Le premier numéro du Qingyi bao

 

 

Liang Qichao se fait l’avocat d’une nouvelle catégorie de fiction, importée d’Occident : le roman politique (zhengzhi xiaoshuo  政治小说), investi d’une mission d’éveil de la conscience nationale. Le terme comme le concept est inspiré de la littérature japonaise où la notion de roman politique s’est développée sous l’influence de deux écrivains britanniques du 19e siècle, Benjamin Disraeli et George Bulwer-Lytton.   

 

Dans son article, Liang Qichao oppose le rôle social du nouveau roman à la fonction de divertissement du roman chinois traditionnel. Reprenant l’argument de Yan Fu, Liang Qichao reconnaît que le roman traditionnel est le genre qui touche le plus vaste public, mais parce qu’il est facile et distrayant.

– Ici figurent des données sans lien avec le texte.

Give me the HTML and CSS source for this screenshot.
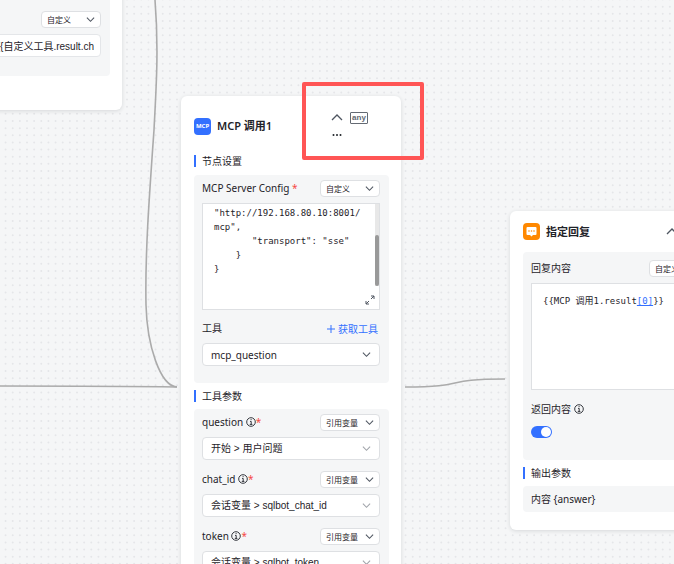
FILE: index.html
```html
<!DOCTYPE html>
<html lang="zh-CN">
<head>
    <meta charset="UTF-8">
    <meta name="viewport" content="width=device-width, initial-scale=1.0">
    <title>工作流</title>
    <link rel="stylesheet" href="styles.css">
</head>
<body>
    <svg class="symbols" aria-hidden="true">
        <symbol id="chevron" viewBox="0 0 10 10">
            <path d="M1 3l4 4 4-4" fill="none" stroke="currentColor" stroke-width="1.2" />
        </symbol>
        <symbol id="info" viewBox="0 0 10 10">
            <circle cx="5" cy="5" r="4.3" fill="none" stroke="currentColor" stroke-width="0.9" />
            <path d="M4 4.4h1.2v3M3.8 7.4h2.6M4.6 2.6h1" fill="none" stroke="currentColor" stroke-width="0.9" />
        </symbol>
    </svg>

    <main class="canvas">
        <svg class="edges" aria-hidden="true">
            <defs>
                <pattern id="dots" x="2" y="-4" width="50" height="50" patternUnits="userSpaceOnUse" viewBox="0 0 7 7">
                    <path d="M.5 .5h6.2M.5 1.5h6.2M.5 2.5h6.2M.5 3.5h6.2M.5 4.5h6.2M.5 5.5h6.2M.5 6.5h6.2" stroke="#e5e6e9" stroke-width="0.28" stroke-linecap="round" stroke-dasharray="0 1" />
                </pattern>
            </defs>
            <rect width="100%" height="100%" fill="url(#dots)" />
            <g fill="none" stroke="#ababab" stroke-width="1.6">
                <path d="M155 0C159 50 156 90 154 130C149 200 145 255 146 305C147 345 160 386 177 387" />
                <path d="M0 386C60 386 120 386 177 387" />
                <path d="M405 387C470 387 440 379 505 379" />
            </g>
        </svg>

        <section class="node node-tool">
            <div class="panel">
                <div class="row row-end">
                    <span class="select small">
                        <select aria-label="参数来源"><option>自定义</option></select>
                        <svg class="arrow"><use href="#chevron" /></svg>
                    </span>
                </div>
                <input class="text-input" type="text" aria-label="参数值" value="{{自定义工具.result.ch">
            </div>
        </section>

        <section class="node node-mcp">
            <header class="node-header">
                <span class="node-icon mcp-icon">MCP</span>
                <h2>MCP 调用1</h2>
                <div class="actions">
                    <button type="button" class="icon-button" aria-label="收起">
                        <svg class="collapse" viewBox="0 0 12 12"><path d="M1 8l5-5 5 5" /></svg>
                    </button>
                    <button type="button" class="any">any</button>
                    <button type="button" class="icon-button" aria-label="更多">
                        <svg class="more" viewBox="0 0 12 12"><circle cx="2.5" cy="6" r="1" /><circle cx="6" cy="6" r="1" /><circle cx="9.5" cy="6" r="1" /></svg>
                    </button>
                </div>
            </header>

            <h3>节点设置</h3>
            <div class="panel">
                <div class="row">
                    <label for="config">MCP Server Config <em>*</em></label>
                    <span class="select small">
                        <select aria-label="配置来源"><option>自定义</option></select>
                        <svg class="arrow"><use href="#chevron" /></svg>
                    </span>
                </div>
                <div class="editor">
                    <textarea id="config" spellcheck="false">
"http://192.168.80.10:8001/
mcp",
       "transport": "sse"
    }
}</textarea>
                    <span class="scrollbar"><span class="thumb"></span></span>
                    <svg class="expand" viewBox="0 0 10 10"><path d="M6 1h3v3M9 1L6 4M4 9H1V6M1 9l3-3" /></svg>
                </div>
                <div class="row tool-row">
                    <label for="tool">工具</label>
                    <button type="button" class="link-button">
                        <svg viewBox="0 0 10 10"><path d="M5 1v8M1 5h8" /></svg>
                        获取工具
                    </button>
                </div>
                <span class="select tool-select">
                    <select id="tool"><option>mcp_question</option></select>
                    <svg class="arrow"><use href="#chevron" /></svg>
                </span>
            </div>

            <h3>工具参数</h3>
            <div class="panel params">
                <div class="field">
                    <div class="row">
                        <label for="question">question <svg class="info"><use href="#info" /></svg><em>*</em></label>
                        <span class="select small">
                            <select aria-label="question 来源"><option>引用变量</option></select>
                            <svg class="arrow"><use href="#chevron" /></svg>
                        </span>
                    </div>
                    <span class="select light">
                        <select id="question"><option>开始 &gt; 用户问题</option></select>
                        <svg class="arrow"><use href="#chevron" /></svg>
                    </span>
                </div>
                <div class="field">
                    <div class="row">
                        <label for="chat-id">chat_id <svg class="info"><use href="#info" /></svg><em>*</em></label>
                        <span class="select small">
                            <select aria-label="chat_id 来源"><option>引用变量</option></select>
                            <svg class="arrow"><use href="#chevron" /></svg>
                        </span>
                    </div>
                    <span class="select light">
                        <select id="chat-id"><option>会话变量 &gt; sqlbot_chat_id</option></select>
                        <svg class="arrow"><use href="#chevron" /></svg>
                    </span>
                </div>
                <div class="field">
                    <div class="row">
                        <label for="token">token <svg class="info"><use href="#info" /></svg><em>*</em></label>
                        <span class="select small">
                            <select aria-label="token 来源"><option>引用变量</option></select>
                            <svg class="arrow"><use href="#chevron" /></svg>
                        </span>
                    </div>
                    <span class="select light">
                        <select id="token"><option>会话变量 &gt; sqlbot_token</option></select>
                        <svg class="arrow"><use href="#chevron" /></svg>
                    </span>
                </div>
            </div>
        </section>

        <section class="node node-reply">
            <header class="node-header">
                <span class="node-icon reply-icon">
                    <svg viewBox="0 0 17 17"><path d="M4.5 4h8a1 1 0 0 1 1 1v6a1 1 0 0 1-1 1H10l-1.5 1.5L7 12H4.5a1 1 0 0 1-1-1V5a1 1 0 0 1 1-1z" fill="#fff" /><g fill="#ff8800"><circle cx="6" cy="8" r="0.8" /><circle cx="8.5" cy="8" r="0.8" /><circle cx="11" cy="8" r="0.8" /></g></svg>
                </span>
                <h2>指定回复</h2>
                <div class="actions">
                    <button type="button" class="icon-button" aria-label="收起">
                        <svg class="collapse" viewBox="0 0 12 12"><path d="M1 8l5-5 5 5" /></svg>
                    </button>
                </div>
            </header>
            <div class="panel">
                <div class="row">
                    <span class="label">回复内容</span>
                    <span class="select small">
                        <select aria-label="回复来源"><option>自定义</option></select>
                        <svg class="arrow"><use href="#chevron" /></svg>
                    </span>
                </div>
                <div class="editor">
                    <div class="code" contenteditable="true" role="textbox" aria-label="回复内容" spellcheck="false">{{MCP 调用1.result<a href="#">[0]</a>}}</div>
                </div>
                <label class="switch-label" for="return">返回内容 <svg class="info"><use href="#info" /></svg></label>
                <input class="switch" type="checkbox" id="return" checked>
            </div>
            <h3>输出参数</h3>
            <div class="panel output">内容 {answer}</div>
        </section>

        <div class="highlight"></div>
    </main>
</body>
</html>
```

FILE: styles.css
```css
* {
    box-sizing: border-box;
}

body {
    margin: 0;
    background-color: #f5f6f7;
    color: #1f2329;
    font-family: "Noto Sans", "Noto Sans CJK SC", sans-serif;
    font-size: 10px;
    line-height: 16px;
}

button,
input,
select,
textarea {
    font: inherit;
    color: inherit;
}

h2,
h3 {
    margin: 0;
}

.symbols {
    position: absolute;
    width: 0;
    height: 0;
}

.canvas {
    position: relative;
    height: 100vh;
    overflow: hidden;
}

.edges {
    position: absolute;
    width: 100%;
    height: 100%;
}

/* nodes on the canvas */
.node {
    position: absolute;
    width: 220px;
    padding: 12px 12px 18px 13px;
    background-color: #fff;
    border-radius: 6px;
    box-shadow: 0 1px 4px rgba(31, 35, 41, 0.14);
}

.node-tool {
    left: -98px;
    top: -20px;
    padding-bottom: 34px;
}

.node-tool .panel {
    padding: 19px 9px 19px;
}

.node-mcp {
    left: 181px;
    top: 96px;
}

.node-reply {
    left: 510px;
    top: 211px;
}

.node-header {
    display: flex;
    align-items: center;
    gap: 6px;
}

.node-mcp .node-header {
    height: 36px;
}

.node-header h2 {
    flex: 1;
    font-size: 11px;
    font-weight: 600;
}

.node-reply .node-header {
    height: 17px;
    margin-bottom: 12px;
}

.node-icon {
    display: flex;
    align-items: center;
    justify-content: center;
    width: 17px;
    height: 17px;
    border-radius: 4px;
}

.mcp-icon {
    background-color: #3370ff;
    color: #fff;
    font-size: 6px;
    font-weight: 700;
}

.reply-icon {
    background-color: #ff8800;
}

.actions {
    display: flex;
    flex-wrap: wrap;
    align-items: center;
    gap: 5px 7px;
    width: 52px;
}

.node-mcp .actions {
    width: 58px;
    padding-right: 10px;
}

.icon-button {
    display: flex;
    padding: 0;
    border: none;
    background: none;
}

.collapse {
    width: 12px;
    height: 12px;
    fill: none;
    stroke: #4e5560;
    stroke-width: 1.3;
}

.more {
    width: 12px;
    height: 12px;
    fill: #1f2329;
}

.any {
    width: 18px;
    height: 12px;
    padding: 0;
    border: 1px solid #646a73;
    border-radius: 1px;
    background: none;
    color: #646a73;
    font-family: "Liberation Sans", sans-serif;
    font-size: 8px;
    font-weight: 700;
    line-height: 8px;
}

h3 {
    display: flex;
    align-items: center;
    gap: 6px;
    height: 26px;
    font-size: 10px;
    font-weight: 400;
}

h3::before {
    content: "";
    width: 2px;
    height: 12px;
    background-color: #3370ff;
}

.node-mcp .node-header + h3 {
    height: 28px;
    margin-top: 3px;
}

/* forms */
.panel {
    padding: 5px 9px 17px 8px;
    background-color: #f5f6f7;
    border-radius: 4px;
}

.row {
    display: flex;
    align-items: center;
    justify-content: space-between;
    height: 17px;
    margin-bottom: 6px;
}

.row-end {
    justify-content: flex-end;
}

.row label,
.switch-label {
    display: flex;
    align-items: center;
    white-space: pre;
}

.row label,
.label {
    padding-bottom: 2px;
}

em {
    color: #f54a45;
    font-style: normal;
}

.info {
    width: 10px;
    height: 10px;
}

.select {
    display: flex;
    position: relative;
    height: 23px;
}

.select select {
    width: 100%;
    padding: 0 8px;
    appearance: none;
    border: 1px solid #dee0e3;
    border-radius: 4px;
    background-color: #fff;
}

.small {
    width: 60px;
    height: 17px;
    font-size: 8px;
}

.small select {
    padding: 0 5px;
}

.arrow {
    position: absolute;
    top: 50%;
    right: 6px;
    width: 9px;
    height: 9px;
    margin-top: -5px;
    color: #4e5560;
    pointer-events: none;
}

.tool-select .arrow,
.light .arrow {
    right: 9px;
}

.light .arrow {
    color: #a0a4aa;
}

.light,
.text-input {
    font-family: "Liberation Sans", "Noto Sans CJK SC", sans-serif;
}

.text-input {
    display: block;
    width: 100%;
    height: 23px;
    padding: 0 6px;
    border: 1px solid #e4e6e9;
    border-radius: 4px;
    text-align: right;
}

.editor {
    position: relative;
    height: 107px;
    border: 1px solid #dee0e3;
    background-color: #fff;
}

.editor textarea,
.code {
    display: block;
    width: 100%;
    height: 100%;
    padding: 2px 11px;
    border: none;
    resize: none;
    overflow: hidden;
    background: none;
    font-family: "DejaVu Sans Mono", "Noto Sans CJK SC", monospace;
    font-size: 9px;
    line-height: 14px;
    white-space: pre;
}

.code {
    padding-top: 10px;
}

.code a {
    color: #3370ff;
}

.scrollbar {
    position: absolute;
    top: 0;
    right: 0;
    width: 4px;
    height: 82px;
    background-color: #e8e8e8;
}

.thumb {
    position: absolute;
    bottom: 0;
    width: 4px;
    height: 51px;
    border-radius: 2px;
    background-color: #999;
}

.expand {
    position: absolute;
    right: 4px;
    bottom: 4px;
    width: 10px;
    height: 10px;
    fill: none;
    stroke: #4e5560;
}

.tool-row {
    margin-top: 10px;
}

.link-button {
    display: flex;
    align-items: center;
    gap: 2px;
    padding: 0 2px;
    border: none;
    background: none;
    color: #3370ff;
}

.link-button svg {
    width: 10px;
    height: 10px;
    fill: none;
    stroke: currentColor;
}

.params {
    display: grid;
    gap: 11px;
}

.node-reply .panel {
    padding-top: 8px;
    padding-bottom: 22px;
}

.switch-label {
    width: max-content;
    margin-top: 11px;
}

.switch {
    display: flex;
    align-items: center;
    justify-content: flex-end;
    appearance: none;
    width: 21px;
    height: 12px;
    margin: 9px 0 0;
    padding: 1px;
    border-radius: 6px;
    background-color: #3370ff;
}

.switch::before {
    content: "";
    width: 10px;
    height: 10px;
    border-radius: 50%;
    background-color: #fff;
}

.node-reply .output {
    padding-top: 5px;
    padding-bottom: 5px;
}

.highlight {
    position: absolute;
    left: 302px;
    top: 82px;
    width: 122px;
    height: 78px;
    border: 4px solid #ff5555;
    border-radius: 2px;
    pointer-events: none;
}
```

Ce sont les mêmes arguments contre le roman classique qui sont repris en boucle, et dans une langue qui est encore loin d’être du baihua :

 

中土小说,虽列之于九流,然自虞初以来,佳制盖鲜。述英雄则规画《水浒》,道男女则步武《红楼》,综其大较,不出诲盗诲淫两端,陈陈相因,涂涂递附,故大方之家,每不屑道焉。虽然,人情厌庄喜谐之大例,既已如彼矣,彼夫缀学之子,黉塾之暇,其手《红楼》而口《水浒》,终不可禁,且从而禁之,孰若从而导之?善夫南海先生之言也!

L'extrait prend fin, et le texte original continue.